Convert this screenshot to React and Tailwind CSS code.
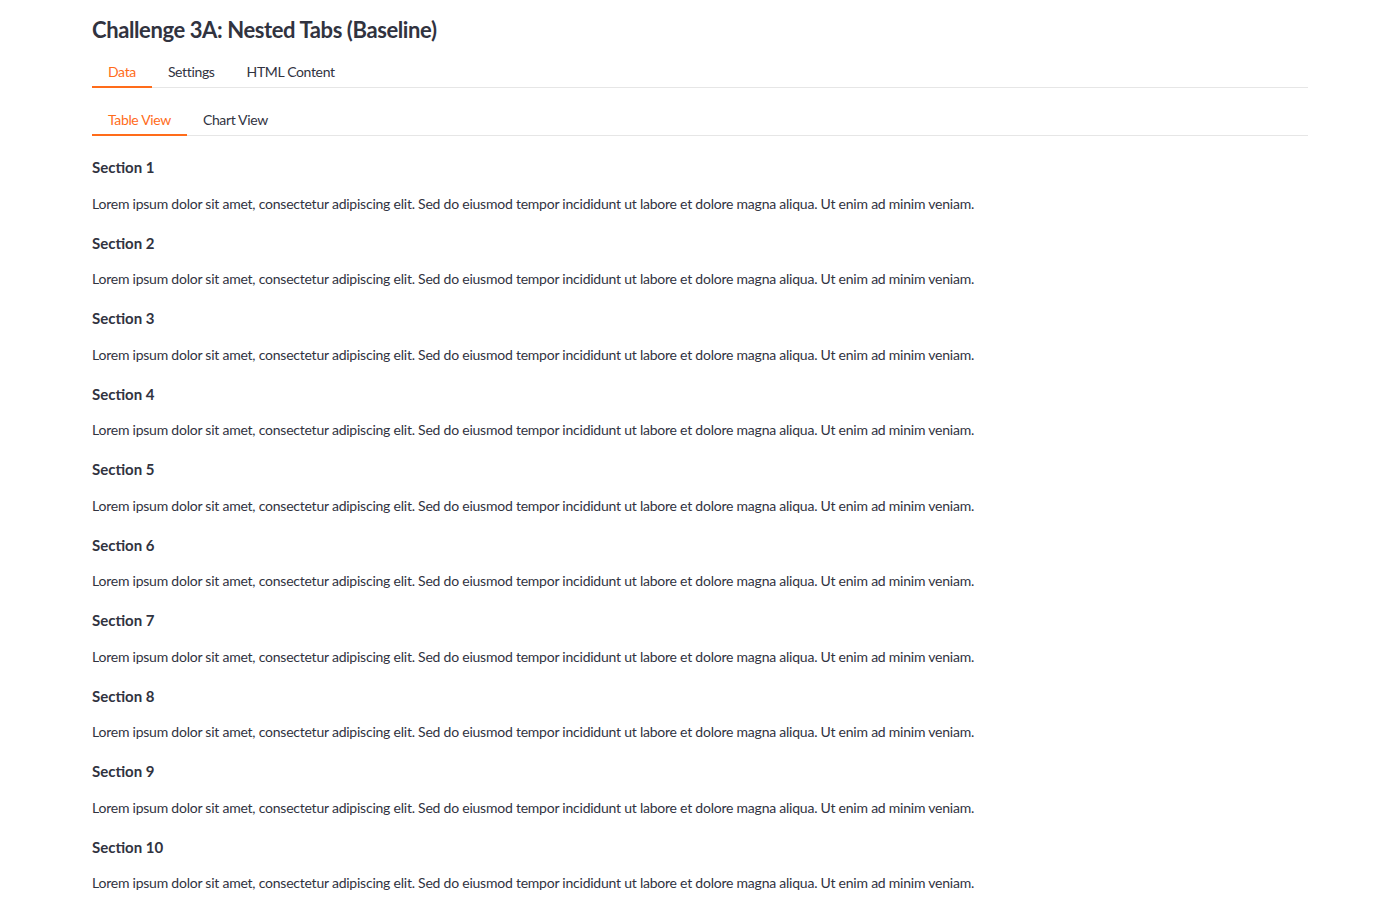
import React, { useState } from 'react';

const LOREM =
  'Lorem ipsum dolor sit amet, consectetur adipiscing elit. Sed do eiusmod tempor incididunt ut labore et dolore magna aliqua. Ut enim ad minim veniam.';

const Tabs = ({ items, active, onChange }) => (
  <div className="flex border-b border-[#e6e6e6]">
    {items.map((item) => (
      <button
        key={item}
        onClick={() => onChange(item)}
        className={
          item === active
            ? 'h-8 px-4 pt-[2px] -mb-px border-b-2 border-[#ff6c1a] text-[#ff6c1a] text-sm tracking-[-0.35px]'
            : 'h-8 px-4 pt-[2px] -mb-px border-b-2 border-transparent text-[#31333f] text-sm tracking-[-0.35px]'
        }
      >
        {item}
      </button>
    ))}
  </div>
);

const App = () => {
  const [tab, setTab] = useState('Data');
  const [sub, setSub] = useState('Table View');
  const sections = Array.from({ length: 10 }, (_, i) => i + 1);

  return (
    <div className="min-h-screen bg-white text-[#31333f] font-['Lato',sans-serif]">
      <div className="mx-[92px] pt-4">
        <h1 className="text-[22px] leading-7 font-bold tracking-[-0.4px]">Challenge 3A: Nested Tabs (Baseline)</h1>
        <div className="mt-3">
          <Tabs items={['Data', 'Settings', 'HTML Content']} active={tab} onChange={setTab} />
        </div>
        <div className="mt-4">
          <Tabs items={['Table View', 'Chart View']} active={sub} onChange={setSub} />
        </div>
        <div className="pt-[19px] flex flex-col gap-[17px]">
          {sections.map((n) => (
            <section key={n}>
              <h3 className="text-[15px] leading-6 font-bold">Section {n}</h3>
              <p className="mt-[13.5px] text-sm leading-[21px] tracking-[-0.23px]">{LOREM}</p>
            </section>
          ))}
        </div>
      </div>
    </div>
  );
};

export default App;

___

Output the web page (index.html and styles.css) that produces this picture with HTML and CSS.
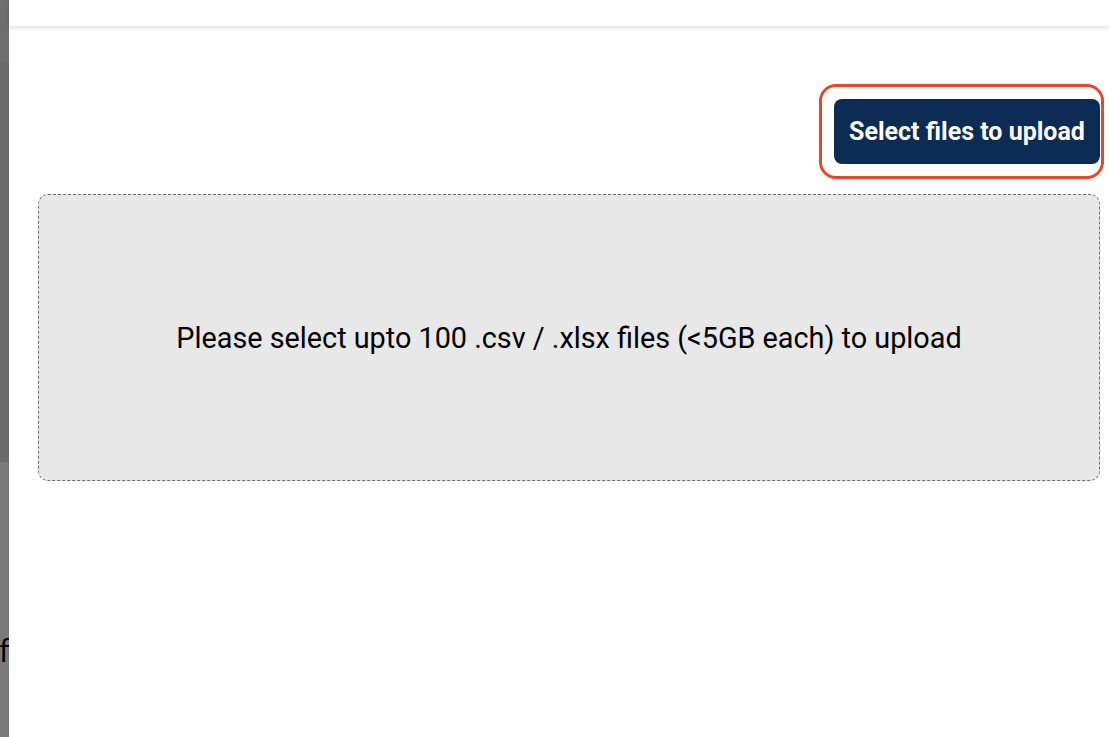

___

**WORK TO DO**
Omit the pictures. Extract exactly the lines that begin with the one holding "Convert this screenshot" and end with the one holding "export default App;", inclusive.

**WORKED ANSWER**
Convert this screenshot to React and Tailwind CSS code.
import React, { useState } from 'react';

const LOREM =
  'Lorem ipsum dolor sit amet, consectetur adipiscing elit. Sed do eiusmod tempor incididunt ut labore et dolore magna aliqua. Ut enim ad minim veniam.';

const Tabs = ({ items, active, onChange }) => (
  <div className="flex border-b border-[#e6e6e6]">
    {items.map((item) => (
      <button
        key={item}
        onClick={() => onChange(item)}
        className={
          item === active
            ? 'h-8 px-4 pt-[2px] -mb-px border-b-2 border-[#ff6c1a] text-[#ff6c1a] text-sm tracking-[-0.35px]'
            : 'h-8 px-4 pt-[2px] -mb-px border-b-2 border-transparent text-[#31333f] text-sm tracking-[-0.35px]'
        }
      >
        {item}
      </button>
    ))}
  </div>
);

const App = () => {
  const [tab, setTab] = useState('Data');
  const [sub, setSub] = useState('Table View');
  const sections = Array.from({ length: 10 }, (_, i) => i + 1);

  return (
    <div className="min-h-screen bg-white text-[#31333f] font-['Lato',sans-serif]">
      <div className="mx-[92px] pt-4">
        <h1 className="text-[22px] leading-7 font-bold tracking-[-0.4px]">Challenge 3A: Nested Tabs (Baseline)</h1>
        <div className="mt-3">
          <Tabs items={['Data', 'Settings', 'HTML Content']} active={tab} onChange={setTab} />
        </div>
        <div className="mt-4">
          <Tabs items={['Table View', 'Chart View']} active={sub} onChange={setSub} />
        </div>
        <div className="pt-[19px] flex flex-col gap-[17px]">
          {sections.map((n) => (
            <section key={n}>
              <h3 className="text-[15px] leading-6 font-bold">Section {n}</h3>
              <p className="mt-[13.5px] text-sm leading-[21px] tracking-[-0.23px]">{LOREM}</p>
            </section>
          ))}
        </div>
      </div>
    </div>
  );
};

export default App;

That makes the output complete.